>> start

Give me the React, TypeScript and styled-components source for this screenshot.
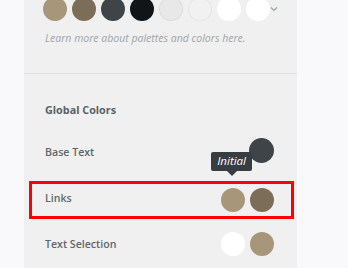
import React from 'react';
import styled, { createGlobalStyle } from 'styled-components';

const GlobalStyle = createGlobalStyle`
  html, body {
    margin: 0;
    padding: 0;
    background: #f9f9fc;
    overflow: hidden;
  }
  body {
    font-family: "Open Sans", "Noto Sans", sans-serif;
  }
`;

const Panel = styled.div`
  width: 273px;
  height: 268px;
  margin-left: 24px;
  background: #f0f0f0;
  overflow: hidden;
`;

const PaletteSection = styled.div`
  padding-left: 19px;
  margin-top: -3px;
  height: 77px;
  border-bottom: 1px solid #dfe1e2;
  box-sizing: border-box;
`;

const SwatchRow = styled.div`
  display: flex;
  align-items: center;
  gap: 5px;
`;

const Swatch = styled.span<{ $color: string; $ring?: boolean }>`
  width: 24px;
  height: 24px;
  border-radius: 50%;
  background: ${(p) => p.$color};
  box-shadow: ${(p) => (p.$ring ? 'inset 0 0 0 1px rgba(0,0,0,0.05)' : 'none')};
  flex-shrink: 0;
`;

const Chevron = styled.svg`
  margin-left: -6px;
  margin-top: -1px;
`;

const HelpText = styled.p`
  margin: 9px 0 0 2px;
  font-size: 10.5px;
  font-style: italic;
  color: #9fa4a9;
  line-height: 16px;
`;

const GlobalSection = styled.div`
  padding-top: 28px;
`;

const Heading = styled.div`
  font-size: 10.8px;
  font-weight: 700;
  color: #5a6168;
  padding-left: 21px;
  line-height: 16px;
  margin-bottom: 11px;
`;

const Row = styled.div<{ $highlight?: boolean }>`
  position: relative;
  display: flex;
  align-items: center;
  justify-content: space-between;
  box-sizing: border-box;
  height: ${(p) => (p.$highlight ? '38px' : '46px')};
  margin: ${(p) => (p.$highlight ? '6px 3px 2px 5px' : '0 3px 0 5px')};
  padding: 0 17px 0 13px;
  border: 3px solid ${(p) => (p.$highlight ? '#ff0000' : 'transparent')};
`;

const Label = styled.span<{ $lift?: boolean }>`
  font-size: 10.6px;
  font-weight: 600;
  color: #5f666c;
  margin-bottom: ${(p) => (p.$lift ? '4px' : '0')};
`;

const Pair = styled.div`
  display: flex;
  gap: 5px;
`;

const BaseDot = styled(Swatch)`
  width: 25px;
  height: 25px;
  margin-bottom: 4px;
`;

const Tooltip = styled.div`
  position: absolute;
  right: 39px;
  top: 20px;
  background: #383d41;
  color: #fff;
  font-size: 11.5px;
  font-style: italic;
  padding: 2px 6px 3px;
  border-radius: 2px;
  line-height: 14px;
  &::after {
    content: '';
    position: absolute;
    left: 50%;
    bottom: -5px;
    margin-left: -5px;
    border-left: 5px solid transparent;
    border-right: 5px solid transparent;
    border-top: 5px solid #383d41;
  }
`;

const palette = ['#a79679', '#7c6d58', '#3e4448', '#121517', '#e8e8e8', '#f1f1f1', '#ffffff', '#ffffff'];

const App: React.FC = () => {
  return (
    <>
      <GlobalStyle />
      <Panel>
        <PaletteSection>
          <SwatchRow>
            {palette.map((c, i) => (
              <Swatch key={i} $color={c} $ring={i === 4 || i === 5} />
            ))}
            <Chevron width="10" height="8" viewBox="0 0 10 8">
              <path d="M2 2.5 L5 5.5 L8 2.5" fill="none" stroke="#9aa0a6" strokeWidth="1.2" />
            </Chevron>
          </SwatchRow>
          <HelpText>Learn more about palettes and colors here.</HelpText>
        </PaletteSection>
        <GlobalSection>
          <Heading>Global Colors</Heading>
          <Row>
            <Label>Base Text</Label>
            <Pair>
              <BaseDot $color="#3e4448" />
            </Pair>
            <Tooltip>Initial</Tooltip>
          </Row>
          <Row $highlight>
            <Label $lift>Links</Label>
            <Pair>
              <Swatch $color="#a79679" />
              <Swatch $color="#7c6d58" />
            </Pair>
          </Row>
          <Row>
            <Label>Text Selection</Label>
            <Pair>
              <Swatch $color="#ffffff" />
              <Swatch $color="#a79679" />
            </Pair>
          </Row>
        </GlobalSection>
      </Panel>
    </>
  );
};

export default App;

>> end

• **WRITTEN TASK**
Write out the full listing verbatim, excluding its pictures.

• **FINAL ANSWER**
Give me the React, TypeScript and styled-components source for this screenshot.
import React from 'react';
import styled, { createGlobalStyle } from 'styled-components';

const GlobalStyle = createGlobalStyle`
  html, body {
    margin: 0;
    padding: 0;
    background: #f9f9fc;
    overflow: hidden;
  }
  body {
    font-family: "Open Sans", "Noto Sans", sans-serif;
  }
`;

const Panel = styled.div`
  width: 273px;
  height: 268px;
  margin-left: 24px;
  background: #f0f0f0;
  overflow: hidden;
`;

const PaletteSection = styled.div`
  padding-left: 19px;
  margin-top: -3px;
  height: 77px;
  border-bottom: 1px solid #dfe1e2;
  box-sizing: border-box;
`;

const SwatchRow = styled.div`
  display: flex;
  align-items: center;
  gap: 5px;
`;

const Swatch = styled.span<{ $color: string; $ring?: boolean }>`
  width: 24px;
  height: 24px;
  border-radius: 50%;
  background: ${(p) => p.$color};
  box-shadow: ${(p) => (p.$ring ? 'inset 0 0 0 1px rgba(0,0,0,0.05)' : 'none')};
  flex-shrink: 0;
`;

const Chevron = styled.svg`
  margin-left: -6px;
  margin-top: -1px;
`;

const HelpText = styled.p`
  margin: 9px 0 0 2px;
  font-size: 10.5px;
  font-style: italic;
  color: #9fa4a9;
  line-height: 16px;
`;

const GlobalSection = styled.div`
  padding-top: 28px;
`;

const Heading = styled.div`
  font-size: 10.8px;
  font-weight: 700;
  color: #5a6168;
  padding-left: 21px;
  line-height: 16px;
  margin-bottom: 11px;
`;

const Row = styled.div<{ $highlight?: boolean }>`
  position: relative;
  display: flex;
  align-items: center;
  justify-content: space-between;
  box-sizing: border-box;
  height: ${(p) => (p.$highlight ? '38px' : '46px')};
  margin: ${(p) => (p.$highlight ? '6px 3px 2px 5px' : '0 3px 0 5px')};
  padding: 0 17px 0 13px;
  border: 3px solid ${(p) => (p.$highlight ? '#ff0000' : 'transparent')};
`;

const Label = styled.span<{ $lift?: boolean }>`
  font-size: 10.6px;
  font-weight: 600;
  color: #5f666c;
  margin-bottom: ${(p) => (p.$lift ? '4px' : '0')};
`;

const Pair = styled.div`
  display: flex;
  gap: 5px;
`;

const BaseDot = styled(Swatch)`
  width: 25px;
  height: 25px;
  margin-bottom: 4px;
`;

const Tooltip = styled.div`
  position: absolute;
  right: 39px;
  top: 20px;
  background: #383d41;
  color: #fff;
  font-size: 11.5px;
  font-style: italic;
  padding: 2px 6px 3px;
  border-radius: 2px;
  line-height: 14px;
  &::after {
    content: '';
    position: absolute;
    left: 50%;
    bottom: -5px;
    margin-left: -5px;
    border-left: 5px solid transparent;
    border-right: 5px solid transparent;
    border-top: 5px solid #383d41;
  }
`;

const palette = ['#a79679', '#7c6d58', '#3e4448', '#121517', '#e8e8e8', '#f1f1f1', '#ffffff', '#ffffff'];

const App: React.FC = () => {
  return (
    <>
      <GlobalStyle />
      <Panel>
        <PaletteSection>
          <SwatchRow>
            {palette.map((c, i) => (
              <Swatch key={i} $color={c} $ring={i === 4 || i === 5} />
            ))}
            <Chevron width="10" height="8" viewBox="0 0 10 8">
              <path d="M2 2.5 L5 5.5 L8 2.5" fill="none" stroke="#9aa0a6" strokeWidth="1.2" />
            </Chevron>
          </SwatchRow>
          <HelpText>Learn more about palettes and colors here.</HelpText>
        </PaletteSection>
        <GlobalSection>
          <Heading>Global Colors</Heading>
          <Row>
            <Label>Base Text</Label>
            <Pair>
              <BaseDot $color="#3e4448" />
            </Pair>
            <Tooltip>Initial</Tooltip>
          </Row>
          <Row $highlight>
            <Label $lift>Links</Label>
            <Pair>
              <Swatch $color="#a79679" />
              <Swatch $color="#7c6d58" />
            </Pair>
          </Row>
          <Row>
            <Label>Text Selection</Label>
            <Pair>
              <Swatch $color="#ffffff" />
              <Swatch $color="#a79679" />
            </Pair>
          </Row>
        </GlobalSection>
      </Panel>
    </>
  );
};

export default App;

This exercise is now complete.